Bruxelles – Il 19 giugno, alla vigilia della giornata mondiale dei Rifugiati, il parlamento ungherese ha approvato una serie di leggi e riforme costituzionali, avversate dall’Ue e dalle organizzazioni per i diritti umani, che tra l’altro colpiscono qualsiasi individuo o gruppo che presti aiuto a un immigrato ‘illegale’ intenzionato a richiedere asilo.
Una delle previsioni – la cosiddetta “Stop Soros” – limita fortemente la capacità delle Ong di agire a supporto dei richiedenti asilo, dal momento che prevede un aumento delle tasse per i gruppi che supportano l’immigrazione e pene detentive per coloro che aiutino i migranti a rimanere in territorio ungherese.
Nel corso della giornata, i parlamentari di Budapest hanno anche approvato un emendamento costituzionale che afferma che una “popolazione straniera” non può stabilirsi nel Paese.

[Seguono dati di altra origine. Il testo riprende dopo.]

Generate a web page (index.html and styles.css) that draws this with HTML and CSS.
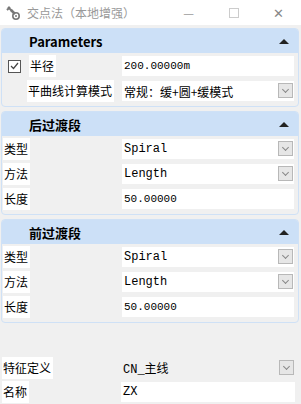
FILE: index.html
```html
<!DOCTYPE html>
<html lang="zh">
<head>
    <meta charset="UTF-8">
    <title>交点法（本地增强）</title>
    <link rel="stylesheet" href="styles.css">
</head>
<body>
    <div class="titlebar">
        <svg class="app-icon" width="14" height="16" viewBox="0 0 14 16">
            <path d="M2 2 L6 6 M1 5 L4 2" stroke="#777" stroke-width="2" fill="none"/>
            <path d="M5 5 L9 9" stroke="#777" stroke-width="2.5"/>
            <circle cx="10" cy="11" r="3.2" fill="none" stroke="#777" stroke-width="1.6"/>
            <circle cx="10" cy="11" r="1" fill="#777"/>
        </svg>
        <span class="title">交点法（本地增强）</span>
        <span class="win-btn">&#8212;</span>
        <span class="win-btn max"></span>
        <span class="win-btn close">&#10005;</span>
    </div>

    <div class="content">
        <div class="panel">
            <div class="panel-head"><span>Parameters</span><span class="chev"></span></div>
            <div class="panel-body">
                <div class="row">
                    <div class="label-cell">
                        <span class="check">
                            <svg width="9" height="8" viewBox="0 0 9 8"><path d="M1 4 L3.5 6.5 L8 1" stroke="#444" stroke-width="1.2" fill="none"/></svg>
                        </span>
                        <span class="label">半径</span>
                    </div>
                    <div class="value sans">200.00000m</div>
                </div>
                <div class="row">
                    <div class="label-cell indent"><span class="label">平曲线计算模式</span></div>
                    <div class="value">常规：缓+圆+缓模式<span class="drop"></span></div>
                </div>
            </div>
        </div>

        <div class="panel">
            <div class="panel-head"><span>后过渡段</span><span class="chev"></span></div>
            <div class="panel-body">
                <div class="row">
                    <div class="label-cell"><span class="label">类型</span></div>
                    <div class="value mono">Spiral<span class="drop"></span></div>
                </div>
                <div class="row">
                    <div class="label-cell"><span class="label">方法</span></div>
                    <div class="value mono">Length<span class="drop"></span></div>
                </div>
                <div class="row">
                    <div class="label-cell"><span class="label">长度</span></div>
                    <div class="value sans">50.00000</div>
                </div>
            </div>
        </div>

        <div class="panel">
            <div class="panel-head"><span>前过渡段</span><span class="chev"></span></div>
            <div class="panel-body">
                <div class="row">
                    <div class="label-cell"><span class="label">类型</span></div>
                    <div class="value mono">Spiral<span class="drop"></span></div>
                </div>
                <div class="row">
                    <div class="label-cell"><span class="label">方法</span></div>
                    <div class="value mono">Length<span class="drop"></span></div>
                </div>
                <div class="row">
                    <div class="label-cell"><span class="label">长度</span></div>
                    <div class="value sans">50.00000</div>
                </div>
            </div>
        </div>

        <div class="extra">
            <div class="row">
                <div class="label-cell"><span class="label">特征定义</span></div>
                <div class="value mono plain">CN_主线<span class="drop"></span></div>
            </div>
            <div class="row">
                <div class="label-cell"><span class="label">名称</span></div>
                <div class="value mono">ZX</div>
            </div>
        </div>
    </div>
</body>
</html>
```

FILE: styles.css
```css
body {
    margin: 0;
    width: 301px;
    height: 404px;
    overflow: hidden;
    background-color: #f0f0f0;
    font-family: "Noto Sans CJK SC", "Liberation Sans", sans-serif;
    font-size: 12px;
    color: #000;
}

.titlebar {
    height: 25px;
    background-color: #fff;
    display: flex;
    align-items: center;
    padding-left: 6px;
}

.app-icon {
    margin-right: 7px;
}

.title {
    color: #999;
    font-size: 12px;
    flex: 1;
}

.win-btn {
    width: 45px;
    text-align: center;
    color: #999;
    font-size: 12px;
}

.win-btn.max {
    display: flex;
    justify-content: center;
}

.win-btn.max::before {
    content: "";
    width: 8px;
    height: 8px;
    border: 1px solid #ccc;
}

.win-btn.close {
    font-size: 13px;
    color: #888;
}

.content {
    padding: 3px 2px 0 1px;
    display: flex;
    flex-direction: column;
    gap: 4px;
}

.panel {
    border: 1px solid #cfe1f6;
    border-radius: 4px;
    background-color: #f0f0f0;
}

.panel-head {
    height: 24px;
    background-color: #cce0f7;
    border-radius: 3px 3px 0 0;
    display: flex;
    align-items: center;
    justify-content: space-between;
    padding: 0 9px 0 27px;
    font-weight: bold;
    font-size: 13px;
}

.chev {
    width: 0;
    height: 0;
    border-left: 5px solid transparent;
    border-right: 5px solid transparent;
    border-bottom: 5px solid #222;
}

.panel-body {
    padding: 2px 0 4px;
    display: flex;
    flex-direction: column;
    gap: 3px;
}

.row {
    display: grid;
    grid-template-columns: 120px 1fr;
    height: 22px;
}

.label-cell {
    display: flex;
    align-items: center;
    padding-left: 1px;
}

.label-cell.indent {
    padding-left: 25px;
}

.label {
    background-color: #fff;
    height: 22px;
    line-height: 21px;
    padding: 0 2px 0 1px;
}

.check {
    width: 11px;
    height: 11px;
    border: 1px solid #555;
    background-color: #fff;
    margin: 0 8px 0 5px;
    display: flex;
    align-items: center;
    justify-content: center;
}

.value {
    background-color: #fff;
    height: 20px;
    margin: 1px 4px 1px 0;
    padding-left: 2px;
    display: flex;
    align-items: center;
    position: relative;
}

.value.plain {
    background-color: transparent;
}

.mono {
    font-family: "Liberation Mono", "Noto Sans CJK SC", monospace;
}

.sans {
    font-family: "Liberation Mono", monospace;
    font-size: 11px;
}

.drop {
    position: absolute;
    right: 1px;
    top: 2px;
    width: 15px;
    height: 15px;
    border: 1px solid #b8b8b8;
    background-color: #e6e6e6;
    box-sizing: border-box;
}

.drop::after {
    content: "";
    position: absolute;
    left: 4px;
    top: 3px;
    width: 4px;
    height: 4px;
    border-right: 1px solid #888;
    border-bottom: 1px solid #888;
    transform: rotate(45deg);
}

.extra {
    margin-top: 30px;
    display: flex;
    flex-direction: column;
    gap: 2px;
}
```
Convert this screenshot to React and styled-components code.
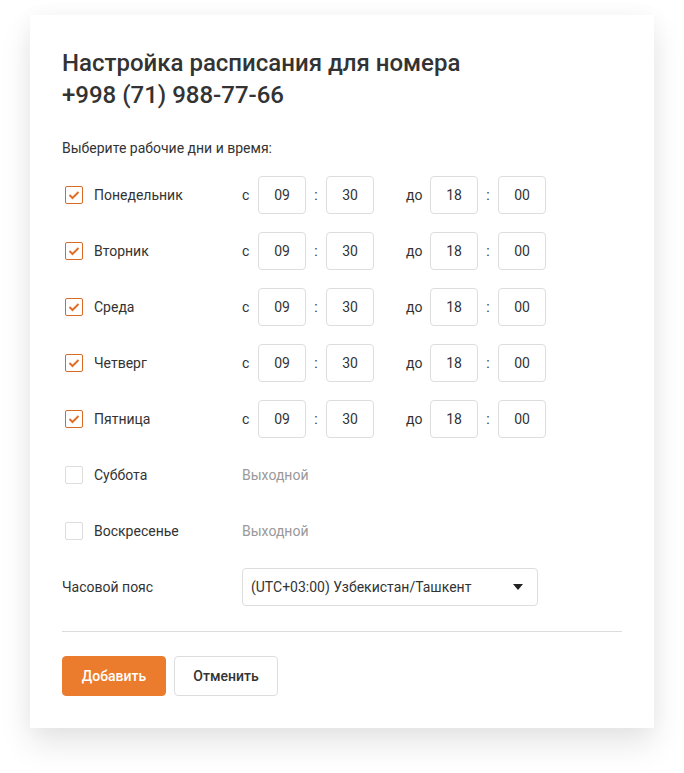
import React, { useState } from 'react';
import styled, { createGlobalStyle } from 'styled-components';

const Global = createGlobalStyle`
  body {
    margin: 0;
    background: #fff;
    font-family: Roboto, "Liberation Sans", Arial, sans-serif;
    color: #333;
  }
`;

const ORANGE = '#ec7c2d';

const Page = styled.div`
  padding: 15px 30px 45px;
  min-height: 773px;
  box-sizing: border-box;
`;

const Card = styled.div`
  width: 624px;
  box-sizing: border-box;
  padding: 32px;
  background: #fff;
  box-shadow: 0 16px 30px rgba(0, 0, 0, 0.1), 0 0 20px rgba(0, 0, 0, 0.03);
`;

const Title = styled.h1`
  margin: 0;
  font-size: 24px;
  line-height: 32px;
  font-weight: 500;
  color: #333;
`;

const Subtitle = styled.p`
  margin: 28px 0 10px;
  font-size: 14px;
  line-height: 18px;
`;

const Row = styled.div`
  display: flex;
  align-items: center;
  height: 56px;
  font-size: 14px;
`;

const DayCell = styled.label`
  display: flex;
  align-items: center;
  gap: 11px;
  width: 180px;
  padding-left: 3px;
  box-sizing: border-box;
  cursor: pointer;
`;

const Box = styled.span`
  width: 18px;
  height: 18px;
  box-sizing: border-box;
  border: 1px solid ${p => (p.$on ? '#d96a26' : '#ddd')};
  border-radius: 2px;
  display: flex;
  align-items: center;
  justify-content: center;
`;

const Word = styled.span`
  width: ${p => p.$w}px;
  flex: none;
`;

const Field = styled.div`
  width: 48px;
  height: 38px;
  box-sizing: border-box;
  border: 1px solid #ddd;
  border-radius: 4px;
  display: flex;
  align-items: center;
  justify-content: center;
`;

const Colon = styled.span`
  width: 20px;
  text-align: center;
`;

const Gap = styled.span`
  width: ${p => p.$w}px;
`;

const Off = styled.span`
  color: #999;
`;

const Select = styled.div`
  width: 296px;
  height: 38px;
  box-sizing: border-box;
  border: 1px solid #ddd;
  border-radius: 4px;
  padding: 0 14px 0 8px;
  display: flex;
  align-items: center;
  justify-content: space-between;
`;

const Arrow = styled.span`
  width: 0;
  height: 0;
  border-left: 5px solid transparent;
  border-right: 5px solid transparent;
  border-top: 6px solid #222;
`;

const Divider = styled.hr`
  margin: 16px 0 24px;
  border: 0;
  border-top: 1px solid #ddd;
`;

const Actions = styled.div`
  display: flex;
  gap: 8px;
`;

const Button = styled.button`
  width: 104px;
  height: 40px;
  border-radius: 4px;
  font-family: inherit;
  font-size: 14px;
  font-weight: 500;
  cursor: pointer;
  border: 1px solid ${p => (p.$primary ? ORANGE : '#ddd')};
  background: ${p => (p.$primary ? ORANGE : '#fff')};
  color: ${p => (p.$primary ? '#fff' : '#333')};
`;

const Check = () => (
  <svg width="12" height="10" viewBox="0 0 12 10">
    <path d="M1.5 5 L4.5 8 L10.5 2" fill="none" stroke="#e0702a" strokeWidth="2" />
  </svg>
);

const days = [
  ['Понедельник', true],
  ['Вторник', true],
  ['Среда', true],
  ['Четверг', true],
  ['Пятница', true],
  ['Суббота', false],
  ['Воскресенье', false],
];

export default function App() {
  const [on, setOn] = useState(days.map(d => d[1]));
  const toggle = i => setOn(on.map((v, j) => (j === i ? !v : v)));

  return (
    <Page>
      <Global />
      <Card>
        <Title>
          Настройка расписания для номера
          <br />
          +998 (71) 988-77-66
        </Title>
        <Subtitle>Выберите рабочие дни и время:</Subtitle>
        {days.map(([name], i) => (
          <Row key={name}>
            <DayCell onClick={() => toggle(i)}>
              <Box $on={on[i]}>{on[i] && <Check />}</Box>
              {name}
            </DayCell>
            {on[i] ? (
              <>
                <Word $w={16}>с</Word>
                <Field>09</Field>
                <Colon>:</Colon>
                <Field>30</Field>
                <Gap $w={32} />
                <Word $w={24}>до</Word>
                <Field>18</Field>
                <Colon>:</Colon>
                <Field>00</Field>
              </>
            ) : (
              <Off>Выходной</Off>
            )}
          </Row>
        ))}
        <Row>
          <Word $w={180}>Часовой пояс</Word>
          <Select>
            (UTC+03:00) Узбекистан/Ташкент
            <Arrow />
          </Select>
        </Row>
        <Divider />
        <Actions>
          <Button $primary>Добавить</Button>
          <Button>Отменить</Button>
        </Actions>
      </Card>
    </Page>
  );
}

Il primo ministro ungherese Viktor Orban, rieletto da una larghissima maggioranza lo scorso aprile grazie al suo programma anti-migranti, è anche il numero uno del partito Fidesz che in parlamento detiene i due terzi dei seggi.
Nel corso della campagna elettorale, Orban si è anche scagliato con forza contro il miliardario filantropo di origine ungherese – e naturalizzato statunitense – George Soros e le Ong da lui sostenute, che aiutavano i migranti in Ungheria.
Orban, che è alla testa del capofila, tra i Paesi di Visegrad, a rifiutare le quote dei migranti, ritiene che Soros abbia incoraggiato l’immigrazione di massa per indebolire l’Ue.
Gulas Gergely, ministro di Orban, ha detto che la soluzione per la migrazione dovrebbe essere quella di meglio proteggere i confini europei. “Gli hotspot di ricezione devono essere stabiliti al di fuori dell’Ue”, ha affermato. “L’Europa dovrebbe essere in grado di difendere le sue frontiere terrestri e marittime”.
Venerdì il Consiglio d’Europa, che insieme all’Organizzazione per la sicurezza e la cooperazione in Europa ha definito la legge come “arbitraria”, prenderà posizione sulla legalità della stessa, nonostante il governo ungherese abbia fatto sapere di non avere intenzione di attendere quello che l’istituzione umanitaria di Strasburgo ha da dire.